_SHORT PROBLEM_
Quote the whole listing exactly. Leave the pictures out of your copy.

───

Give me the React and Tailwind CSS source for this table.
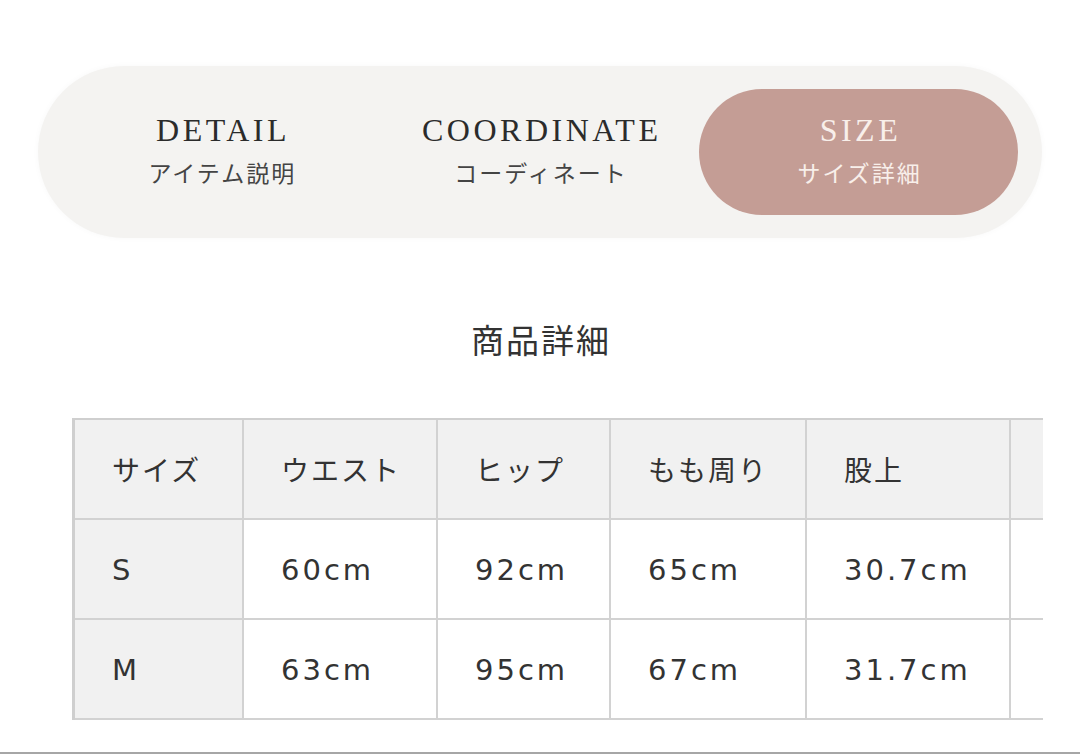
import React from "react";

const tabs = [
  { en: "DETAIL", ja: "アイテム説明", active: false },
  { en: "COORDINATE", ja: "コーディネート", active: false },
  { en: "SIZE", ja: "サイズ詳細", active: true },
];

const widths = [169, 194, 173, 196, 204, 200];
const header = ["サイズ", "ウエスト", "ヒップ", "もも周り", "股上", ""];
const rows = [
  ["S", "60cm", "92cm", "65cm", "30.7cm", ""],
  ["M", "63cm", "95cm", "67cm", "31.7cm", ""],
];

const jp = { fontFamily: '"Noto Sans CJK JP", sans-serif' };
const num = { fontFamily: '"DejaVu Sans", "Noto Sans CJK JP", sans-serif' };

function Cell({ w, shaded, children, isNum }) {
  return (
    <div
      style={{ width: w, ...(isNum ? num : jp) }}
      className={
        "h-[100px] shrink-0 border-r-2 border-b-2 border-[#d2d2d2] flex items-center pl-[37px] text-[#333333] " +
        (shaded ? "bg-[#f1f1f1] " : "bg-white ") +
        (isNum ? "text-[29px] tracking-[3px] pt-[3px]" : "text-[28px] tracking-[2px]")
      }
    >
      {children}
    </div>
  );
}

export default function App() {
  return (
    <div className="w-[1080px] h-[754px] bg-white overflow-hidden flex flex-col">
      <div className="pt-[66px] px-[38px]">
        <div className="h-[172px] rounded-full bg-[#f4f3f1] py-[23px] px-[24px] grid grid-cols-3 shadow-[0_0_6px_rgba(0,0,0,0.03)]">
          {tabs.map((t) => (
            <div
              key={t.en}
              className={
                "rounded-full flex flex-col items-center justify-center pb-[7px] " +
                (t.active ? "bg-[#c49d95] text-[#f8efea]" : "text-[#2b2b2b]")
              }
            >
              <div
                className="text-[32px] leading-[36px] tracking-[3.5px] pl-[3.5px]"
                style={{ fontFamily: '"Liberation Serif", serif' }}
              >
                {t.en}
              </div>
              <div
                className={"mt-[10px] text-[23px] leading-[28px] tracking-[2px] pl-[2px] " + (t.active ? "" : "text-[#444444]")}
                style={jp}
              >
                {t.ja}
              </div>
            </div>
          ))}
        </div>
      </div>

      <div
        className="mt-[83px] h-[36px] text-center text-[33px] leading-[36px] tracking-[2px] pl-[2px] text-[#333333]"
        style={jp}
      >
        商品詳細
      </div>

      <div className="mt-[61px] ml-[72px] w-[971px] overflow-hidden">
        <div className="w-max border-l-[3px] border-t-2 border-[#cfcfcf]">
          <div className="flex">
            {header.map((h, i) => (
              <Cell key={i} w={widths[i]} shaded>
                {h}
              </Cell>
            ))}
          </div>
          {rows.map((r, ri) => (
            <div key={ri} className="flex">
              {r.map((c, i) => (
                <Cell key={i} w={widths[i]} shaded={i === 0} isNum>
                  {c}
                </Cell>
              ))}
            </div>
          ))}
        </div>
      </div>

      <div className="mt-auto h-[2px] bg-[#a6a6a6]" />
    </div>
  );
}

───

_TASK OUTPUT_
Give me the React and Tailwind CSS source for this table.
import React from "react";

const tabs = [
  { en: "DETAIL", ja: "アイテム説明", active: false },
  { en: "COORDINATE", ja: "コーディネート", active: false },
  { en: "SIZE", ja: "サイズ詳細", active: true },
];

const widths = [169, 194, 173, 196, 204, 200];
const header = ["サイズ", "ウエスト", "ヒップ", "もも周り", "股上", ""];
const rows = [
  ["S", "60cm", "92cm", "65cm", "30.7cm", ""],
  ["M", "63cm", "95cm", "67cm", "31.7cm", ""],
];

const jp = { fontFamily: '"Noto Sans CJK JP", sans-serif' };
const num = { fontFamily: '"DejaVu Sans", "Noto Sans CJK JP", sans-serif' };

function Cell({ w, shaded, children, isNum }) {
  return (
    <div
      style={{ width: w, ...(isNum ? num : jp) }}
      className={
        "h-[100px] shrink-0 border-r-2 border-b-2 border-[#d2d2d2] flex items-center pl-[37px] text-[#333333] " +
        (shaded ? "bg-[#f1f1f1] " : "bg-white ") +
        (isNum ? "text-[29px] tracking-[3px] pt-[3px]" : "text-[28px] tracking-[2px]")
      }
    >
      {children}
    </div>
  );
}

export default function App() {
  return (
    <div className="w-[1080px] h-[754px] bg-white overflow-hidden flex flex-col">
      <div className="pt-[66px] px-[38px]">
        <div className="h-[172px] rounded-full bg-[#f4f3f1] py-[23px] px-[24px] grid grid-cols-3 shadow-[0_0_6px_rgba(0,0,0,0.03)]">
          {tabs.map((t) => (
            <div
              key={t.en}
              className={
                "rounded-full flex flex-col items-center justify-center pb-[7px] " +
                (t.active ? "bg-[#c49d95] text-[#f8efea]" : "text-[#2b2b2b]")
              }
            >
              <div
                className="text-[32px] leading-[36px] tracking-[3.5px] pl-[3.5px]"
                style={{ fontFamily: '"Liberation Serif", serif' }}
              >
                {t.en}
              </div>
              <div
                className={"mt-[10px] text-[23px] leading-[28px] tracking-[2px] pl-[2px] " + (t.active ? "" : "text-[#444444]")}
                style={jp}
              >
                {t.ja}
              </div>
            </div>
          ))}
        </div>
      </div>

      <div
        className="mt-[83px] h-[36px] text-center text-[33px] leading-[36px] tracking-[2px] pl-[2px] text-[#333333]"
        style={jp}
      >
        商品詳細
      </div>

      <div className="mt-[61px] ml-[72px] w-[971px] overflow-hidden">
        <div className="w-max border-l-[3px] border-t-2 border-[#cfcfcf]">
          <div className="flex">
            {header.map((h, i) => (
              <Cell key={i} w={widths[i]} shaded>
                {h}
              </Cell>
            ))}
          </div>
          {rows.map((r, ri) => (
            <div key={ri} className="flex">
              {r.map((c, i) => (
                <Cell key={i} w={widths[i]} shaded={i === 0} isNum>
                  {c}
                </Cell>
              ))}
            </div>
          ))}
        </div>
      </div>

      <div className="mt-auto h-[2px] bg-[#a6a6a6]" />
    </div>
  );
}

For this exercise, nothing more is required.